I would exaggerate for dramatic effect, but there is no need.  After the first 3 takes at the first location, I was no longer cold.  After 3 more takes, I decided my character would be a straggler – somebody the coach kept on the team out of pity because she could never keep up with the group.  I put on my game face and melted to the back of the group, shortening the distance I had to run by a few feet whenever the director would yell “cut!” and we would jog back to our starting positions.

By noon, I was exhausted, sore, and seriously wondering if this ordeal might actually kill me, not make me stronger.  On top of that, the shoes we were all wearing had unusually high arches that were bothering most of us.  I took mine off at lunch and could actually see bruises beginning to form in the middle of my feet.

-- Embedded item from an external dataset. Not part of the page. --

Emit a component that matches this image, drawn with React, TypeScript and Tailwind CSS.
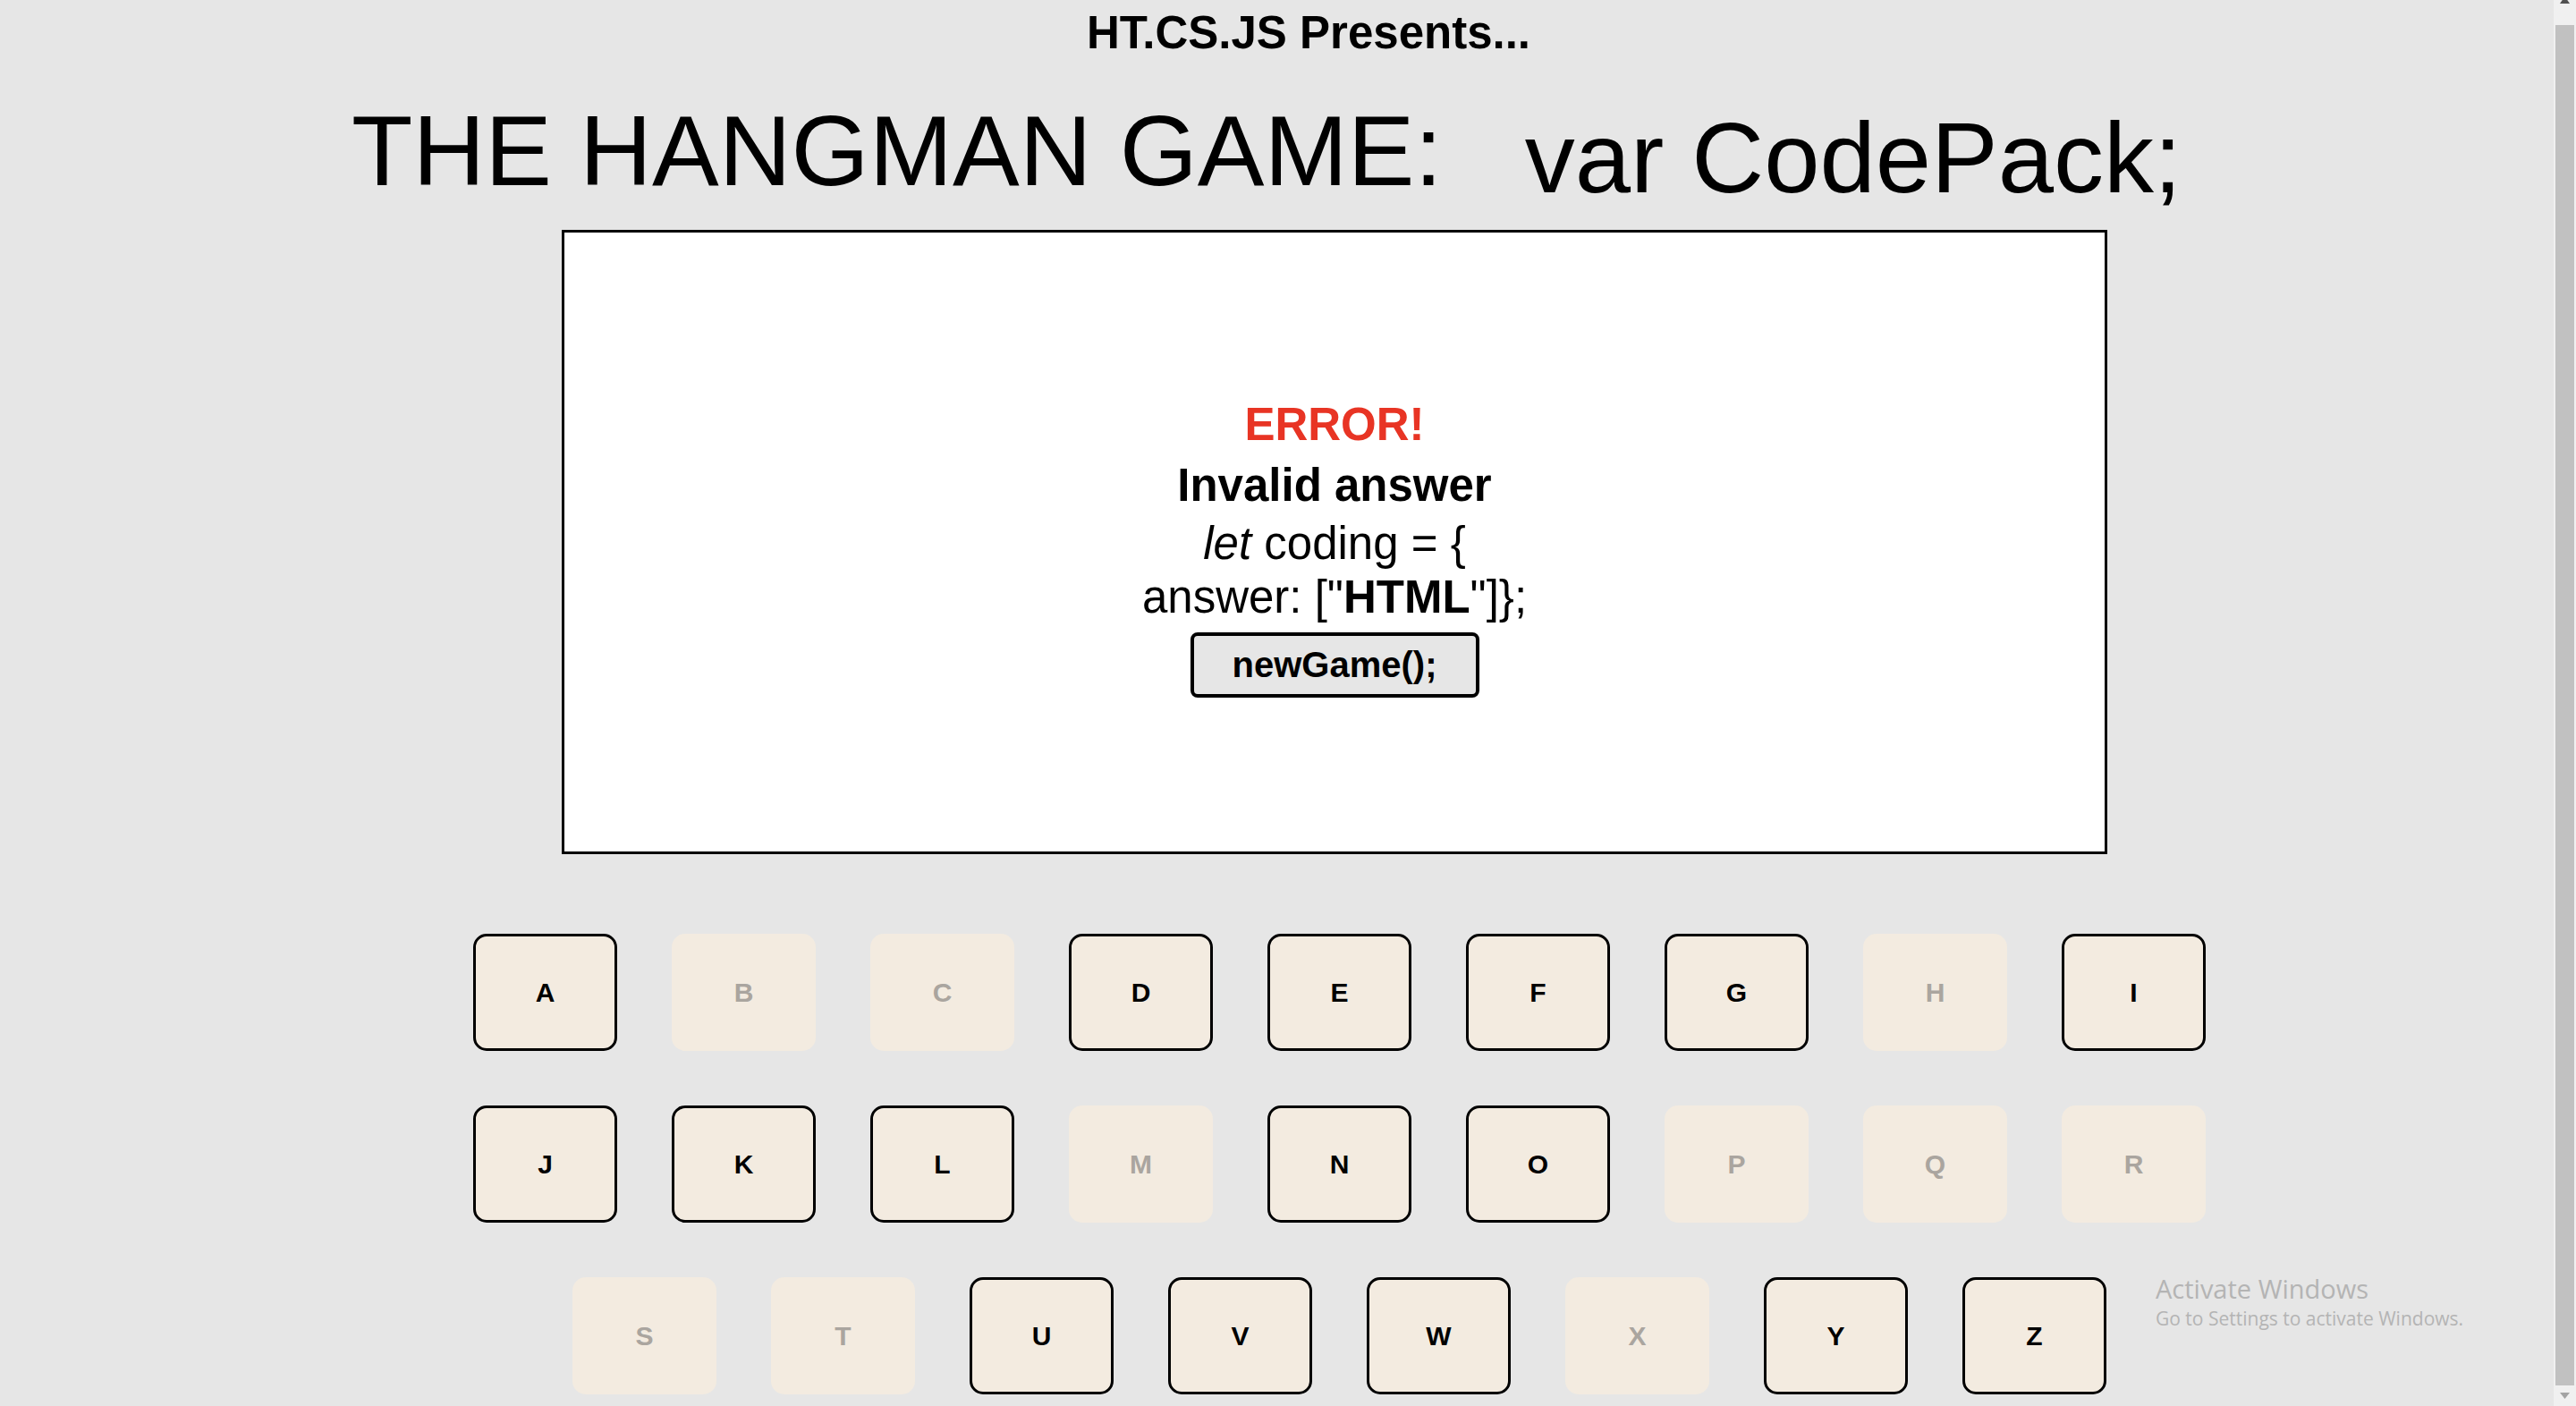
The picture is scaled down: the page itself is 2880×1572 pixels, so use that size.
import React from 'react';

const ROWS: { letter: string; used: boolean }[] = [
  { letter: 'A', used: false },
  { letter: 'B', used: true },
  { letter: 'C', used: true },
  { letter: 'D', used: false },
  { letter: 'E', used: false },
  { letter: 'F', used: false },
  { letter: 'G', used: false },
  { letter: 'H', used: true },
  { letter: 'I', used: false },
  { letter: 'J', used: false },
  { letter: 'K', used: false },
  { letter: 'L', used: false },
  { letter: 'M', used: true },
  { letter: 'N', used: false },
  { letter: 'O', used: false },
  { letter: 'P', used: true },
  { letter: 'Q', used: true },
  { letter: 'R', used: true },
  { letter: 'S', used: true },
  { letter: 'T', used: true },
  { letter: 'U', used: false },
  { letter: 'V', used: false },
  { letter: 'W', used: false },
  { letter: 'X', used: true },
  { letter: 'Y', used: false },
  { letter: 'Z', used: false },
];

const Key: React.FC<{ letter: string; used: boolean }> = ({ letter, used }) => (
  <button
    disabled={used}
    className={
      used
        ? 'w-[161px] h-[131px] rounded-[15px] border-[3px] border-transparent bg-[#f3ebe0] text-[30px] font-bold text-[#aaa59f] flex items-center justify-center'
        : 'w-[161px] h-[131px] rounded-[15px] border-[3px] border-black bg-[#f3ebe0] text-[30px] font-bold text-black flex items-center justify-center'
    }
  >
    {letter}
  </button>
);

const FakeScrollbar: React.FC = () => (
  <div className="w-[25px] h-full bg-[#f0f0f0] flex flex-col">
    {/* up arrow, mostly cut off at the top */}
    <div className="h-[28px] relative">
      <svg className="absolute left-[7px] top-[-4px]" width="11" height="8" viewBox="0 0 11 8">
        <polygon points="0,8 11,8 5.5,0" fill="#505050" />
      </svg>
    </div>
    <div className="flex-1 mx-[2px] bg-[#c1c1c1]" />
    <div className="h-[23px] relative">
      <svg className="absolute left-[7px] top-[8px]" width="11" height="7" viewBox="0 0 11 7">
        <polygon points="0,0 11,0 5.5,7" fill="#a3a3a3" />
      </svg>
    </div>
  </div>
);

export default function App() {
  return (
    <div className="flex w-full h-[1572px] overflow-hidden bg-[#e6e6e6] font-['Liberation_Sans',Arial,sans-serif] text-black">
      <main className="relative flex-1 flex flex-col">
        {/* header */}
        <div className="pt-[12px] pl-[71px] text-center text-[51px] leading-[50px] font-bold">
          HT.CS.JS Presents...
        </div>

        <h1 className="mt-[51px] ml-[393px] flex items-start font-normal">
          <span className="text-[112px] leading-[112px] whitespace-nowrap">THE HANGMAN GAME:</span>
          <span className="ml-[92px] mt-[8px] text-[112px] leading-[112px] whitespace-nowrap">var CodePack;</span>
        </h1>

        {/* game box */}
        <div className="mt-[24px] ml-[628px] w-[1728px] h-[698px] border-[3px] border-black bg-white flex flex-col items-center justify-center text-center">
          <div className="pt-[8px] flex flex-col items-center">
            <div className="text-[51px] leading-[67px] font-bold text-[#e83424]">ERROR!</div>
            <div className="text-[51px] leading-[70px] font-bold">Invalid answer</div>
            <p className="text-[51px] leading-[60px]">
              <em>let</em> coding = {'{'}
              <br />
              answer: [&quot;<strong>HTML</strong>&quot;]{'}'};
            </p>
            <button className="mt-[9px] w-[323px] h-[73px] rounded-[8px] border-[4px] border-black bg-[#e6e6e6] text-[40px] font-bold flex items-center justify-center">
              newGame();
            </button>
          </div>
        </div>

        {/* letters */}
        <div className="mt-[89px] ml-[529px] w-[1937px] flex flex-wrap justify-center gap-x-[61px] gap-y-[61px]">
          {ROWS.map((k) => (
            <Key key={k.letter} letter={k.letter} used={k.used} />
          ))}
        </div>

        {/* windows watermark */}
        <div className="absolute left-[2410px] top-[1426px] text-[#b4b4b4] font-['Open_Sans','Noto_Sans',sans-serif]">
          <div className="text-[29px] leading-[29px]">Activate Windows</div>
          <div className="mt-[9px] text-[21px] leading-[21px]">Go to Settings to activate Windows.</div>
        </div>
      </main>
      <FakeScrollbar />
    </div>
  );
}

My straggling technique paid off at the first location after lunch.  The director decided he only needed half of us for the shoot, so I sat it out.  Somehow I made it through the day, and the hot bath that night never felt so good.  I walked with a limp for a week afterwards.

I received a copy of the video, and after watching it, there appeared to be no evidence that I was a part of the team.  Most of the shots are from the front, so you can really only see the first half of the team before the camera cuts away to something else.  Determined to prove (if only to myself) that my hard work was not in vain, I scoured the shots for any sign of me.  I finally found, by pausing 17 seconds in, that I am visible for about one second at the back of the group, rounding a bend.  It was in our first location.  I could have left at 10am and their video would have been exactly the same.

I learned: that it’s not a good idea to break in brand new shoes by running in them for eight hours straight; that if you make a point of dawdling behind the action of a filming camera, you probably won’t be in any good shots; and that sometimes, the job of a “featured extra,” while not necessarily “featured” on screen, is still very, very demanding.